I’m happy so what’s wrong with me?

Yes you did read the title correctly I’m happy and I’m panicking about it.

2017 has really been a tough, challenging, life changing and a massive learning experience for me I have to say. This year really didn’t pan out as I initially thought , planned or envisioned and to be fair it’s not completely over yet but wow do i feel different.

I started the year off with a new job, a brand new haircut which I’m struggling to still grow out , I hated my body and basically wasn’t confident. The last few points have been the same for the past few years but this brand new job thing was brand spanking new to me. My previous workplace was my first ever media job and I was there for over three years and changing was a huge YOLO moment for me and I pushed myself and I’m glad I did.

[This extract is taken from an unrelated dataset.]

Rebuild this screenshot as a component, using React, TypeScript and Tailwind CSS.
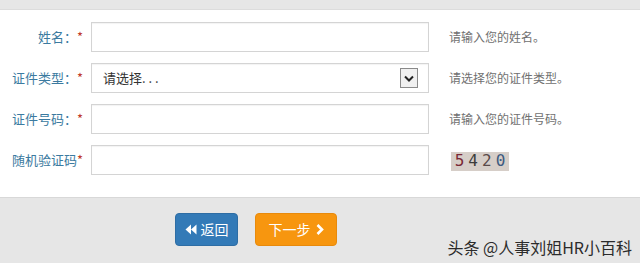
import React from 'react';

const font = { fontFamily: '"Microsoft YaHei", "Noto Sans CJK SC", "Noto Sans", sans-serif' };

const rows = [
  { label: '姓名：', help: '请输入您的姓名。', kind: 'input' },
  { label: '证件类型：', help: '请选择您的证件类型。', kind: 'select' },
  { label: '证件号码：', help: '请输入您的证件号码。', kind: 'input' },
  { label: '随机验证码', help: '', kind: 'captcha' },
];

function Field({ kind }: { kind: string }) {
  if (kind === 'select') {
    return (
      <div className="flex h-[30px] w-[338px] items-center justify-between border border-[#d4d4d4] bg-white pl-[11px] pr-[10px] shadow-[inset_0_1px_1px_rgba(0,0,0,0.05)]">
        <span className="text-[13px] text-[#333]">请选择. . .</span>
        <span className="flex h-[20px] w-[18px] items-center justify-center border border-[#8a8a8a] bg-[#f0f0f0]">
          <svg width="10" height="7" viewBox="0 0 10 7">
            <path d="M1 1.5 L5 5.5 L9 1.5" fill="none" stroke="#222" strokeWidth="2" />
          </svg>
        </span>
      </div>
    );
  }
  return (
    <div className="h-[30px] w-[338px] border border-[#d4d4d4] bg-white shadow-[inset_0_1px_1px_rgba(0,0,0,0.05)]" />
  );
}

export default function App() {
  return (
    <div className="relative h-[263px] w-[640px] overflow-hidden bg-white" style={font}>
      <div className="h-[10px] border-b border-[#dcdcdc] bg-[#e6e6e6]" />
      <div className="flex h-[187px] flex-col gap-[11px] pt-[12px]">
        {rows.map(r => (
          <div key={r.label} className="flex h-[30px] items-center">
            <div className="w-[83px] text-right text-[13px] text-[#3b7aa0]">
              {r.label}
              <span className="text-[#c0392b]">*</span>
            </div>
            <div className="ml-[8px]">
              <Field kind={r.kind} />
            </div>
            {r.kind === 'captcha' ? (
              <div className="ml-[22px] mt-[2px] flex h-[19px] w-[58px] items-center justify-center gap-[4px] bg-[#d6cec8] font-['DejaVu_Sans_Mono',monospace] text-[16px] leading-none">
                <span className="text-[#7a2836]">5</span>
                <span className="text-[#3c3c3c]">4</span>
                <span className="text-[#5a4a4a]">2</span>
                <span className="text-[#3d5a80]">0</span>
              </div>
            ) : (
              <div className="ml-[20px] text-[12px] text-[#707070]">{r.help}</div>
            )}
          </div>
        ))}
      </div>
      <div className="flex h-[66px] gap-[17px] border-t border-[#d8d8d8] bg-[#e6e6e6] pl-[175px] pt-[15px]">
        <button className="flex h-[33px] w-[63px] items-center justify-center gap-[4px] rounded-[4px] border border-[#2e6da4] bg-[#337ab7] text-[14px] text-white">
          <svg width="12" height="11" viewBox="0 0 12 11">
            <path d="M6 0.5 L0.5 5.5 L6 10.5 Z M11.5 0.5 L6 5.5 L11.5 10.5 Z" fill="#fff" />
          </svg>
          返回
        </button>
        <button className="flex h-[33px] w-[82px] items-center justify-center gap-[5px] rounded-[4px] border border-[#e88a0c] bg-[#f7960f] text-[14px] text-white">
          下一步
          <svg width="8" height="11" viewBox="0 0 8 11">
            <path d="M1.5 1 L6 5.5 L1.5 10" fill="none" stroke="#fff" strokeWidth="2.6" />
          </svg>
        </button>
      </div>
      <div className="absolute bottom-[8px] right-[8px] text-[16px] leading-none text-[#2b2b2b]">
        头条 @人事刘姐HR小百科
      </div>
    </div>
  );
}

It feels like 2017 has been on fast forward and it has flown by and I had a little moment in the car today and listed everything that has happened this year and I realised something changed in me, scared the crap out of me but something changed. Here’s the lowdown and some snaps of the year, no judgement!

  1. Started at a new media agency in a Manager role working on a demanding client patch
  2. Cut my hair into a Lob then went shorter and shorter until I could no longer put it in a cute bun and I started to look too edgy for my personality, I’m too awkward to function at times, believe me.
  3. Work became a massive part of my life in not such a good way. I was getting up at 5am everyday getting into the office by 7am , not leaving my desk for lunch leaving work for the night around 8pm and by the time i got home showered i was in bed by 11:30 and doing the same thing over and over again …. My body took a toll
  4. Wisdom teeth…. enough said
  5. I started to hate working due to the fact that I didn’t allow myself to have a life and stress took over… I developed anxiety which followed closely with multiple panic attacks on a daily basis to the point that I couldn’t walk.. true story and I always thought people were exaggerating about Panic attacks, they’re not!
  6. Six months into the year I had my ah ha moment I needed to make a change! So i started looking for other jobs , let’s phrase this as a much needed sea change for my health, sanity and my career
  7. I finally caught my break – I received an email on LinkedIn about a Media position based not in the CBD( YES) and was looking to fill the position asap. I applied, interviewed, went through rounds of exams and follow up interviews and got it
  8. My Nonno ( Grandfather) needed to have open heart surgery which would see him in hospital for at least 3-4 weeks. He ended up staying almost 3 months and this took a massive toll on my family.
  9. I’ve been in my new job over 2 months and actually LOVE IT! It’s something completely new to me and I have a life! I’m able to go to the gym, wake up at a decent hour, get home earlier than i did previously, drive to work and it’s challenging me everyday which is great!
  10. I have an amazing support system of family and friends who never gave up on me and I”m eternally greatful
  11. With my new found happiness Ive learnt to accept the fact I wont look like Gigi Hadid, Kendall Jenner or any Instagram Fitness Blogger I’ll be a little chunky but hey I’m still here
  12. I have started to not care what people think – This has translated into not wearing makeup to the shops on the weekends, creating content for this little blog, going to the gym and trying those new machines which I have no clue how to use, asking questions when I don’t understand what people are talking about and not being afraid of being judged.

Snaps from this 2017 which truely highlight the above

A huge amount of help came from Mia freedman’s book Work, Strife, Balance. I’m not one usually for self help books but I heard Mia speak earlier in the year about her journey and it dawned on me that not everyone has a straight path that they follow, it’s bloody wonky! Her book has helped me understand that’s its okay to change your mind, if you’re not happy do something about it, you can’t have everything in life, be proud of your body and embrace the fact you’re a women and that you can do this!

For me after roughly six months of hating everything, everyone and myself I promised myself I don’t want to get back to that point. So today out of all days I looked down at my frumpy arms , my seriously untoned stomach and random acne spots and said SHUT UP AND BE HAPPY! I freaked out for a moment because this is a brand new feeling that in 24 years I have actually never really experienced. I’m not saying that I’ll be 100% rainbows, positive vibes 24/7 but the cloud above my head has lightened slightly and I need to start embracing it and trying it out rather than freaking out!

I know this such a random piece but it’s been an amazing way to show myself that for all the stress, drama and testing times this year the little positives need to shine and I need to work on that more.